SHORT TASK: Transcribe the entries below exactly; leave every image out.

◇ ◇ ◇ ◇ ◇ ◇ ◇

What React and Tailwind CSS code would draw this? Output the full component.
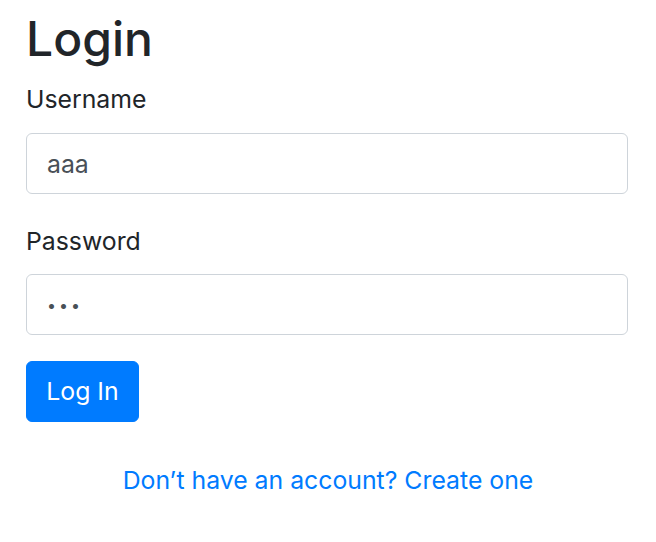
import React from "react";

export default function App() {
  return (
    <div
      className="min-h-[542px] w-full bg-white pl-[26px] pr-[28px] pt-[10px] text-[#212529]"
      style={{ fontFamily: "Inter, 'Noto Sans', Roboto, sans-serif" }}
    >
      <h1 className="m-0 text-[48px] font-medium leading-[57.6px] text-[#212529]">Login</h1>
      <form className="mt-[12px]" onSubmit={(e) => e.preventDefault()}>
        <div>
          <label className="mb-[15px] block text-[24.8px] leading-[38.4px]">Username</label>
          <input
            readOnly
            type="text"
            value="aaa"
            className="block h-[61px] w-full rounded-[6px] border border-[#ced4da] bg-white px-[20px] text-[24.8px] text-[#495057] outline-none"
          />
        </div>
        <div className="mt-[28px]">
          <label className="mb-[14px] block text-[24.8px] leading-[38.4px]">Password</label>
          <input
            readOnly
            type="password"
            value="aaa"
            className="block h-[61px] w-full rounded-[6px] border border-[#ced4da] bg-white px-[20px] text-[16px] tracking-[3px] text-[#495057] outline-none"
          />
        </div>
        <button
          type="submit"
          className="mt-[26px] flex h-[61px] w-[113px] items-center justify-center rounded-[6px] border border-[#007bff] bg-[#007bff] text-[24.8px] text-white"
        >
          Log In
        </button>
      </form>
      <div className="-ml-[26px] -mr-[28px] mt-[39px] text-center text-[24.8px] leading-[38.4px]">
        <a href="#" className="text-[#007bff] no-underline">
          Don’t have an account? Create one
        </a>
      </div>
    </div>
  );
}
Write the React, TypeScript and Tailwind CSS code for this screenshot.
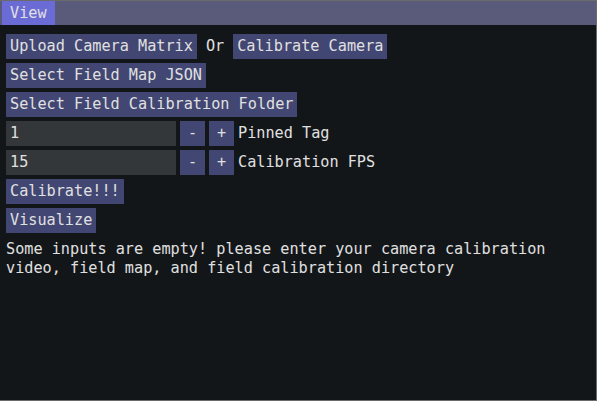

◇ ◇ ◇ ◇ ◇ ◇ ◇

ANSWER TO THE TASK:
What React and Tailwind CSS code would draw this? Output the full component.
import React from "react";

export default function App() {
  return (
    <div
      className="min-h-[542px] w-full bg-white pl-[26px] pr-[28px] pt-[10px] text-[#212529]"
      style={{ fontFamily: "Inter, 'Noto Sans', Roboto, sans-serif" }}
    >
      <h1 className="m-0 text-[48px] font-medium leading-[57.6px] text-[#212529]">Login</h1>
      <form className="mt-[12px]" onSubmit={(e) => e.preventDefault()}>
        <div>
          <label className="mb-[15px] block text-[24.8px] leading-[38.4px]">Username</label>
          <input
            readOnly
            type="text"
            value="aaa"
            className="block h-[61px] w-full rounded-[6px] border border-[#ced4da] bg-white px-[20px] text-[24.8px] text-[#495057] outline-none"
          />
        </div>
        <div className="mt-[28px]">
          <label className="mb-[14px] block text-[24.8px] leading-[38.4px]">Password</label>
          <input
            readOnly
            type="password"
            value="aaa"
            className="block h-[61px] w-full rounded-[6px] border border-[#ced4da] bg-white px-[20px] text-[16px] tracking-[3px] text-[#495057] outline-none"
          />
        </div>
        <button
          type="submit"
          className="mt-[26px] flex h-[61px] w-[113px] items-center justify-center rounded-[6px] border border-[#007bff] bg-[#007bff] text-[24.8px] text-white"
        >
          Log In
        </button>
      </form>
      <div className="-ml-[26px] -mr-[28px] mt-[39px] text-center text-[24.8px] leading-[38.4px]">
        <a href="#" className="text-[#007bff] no-underline">
          Don’t have an account? Create one
        </a>
      </div>
    </div>
  );
}
Write the React, TypeScript and Tailwind CSS code for this screenshot.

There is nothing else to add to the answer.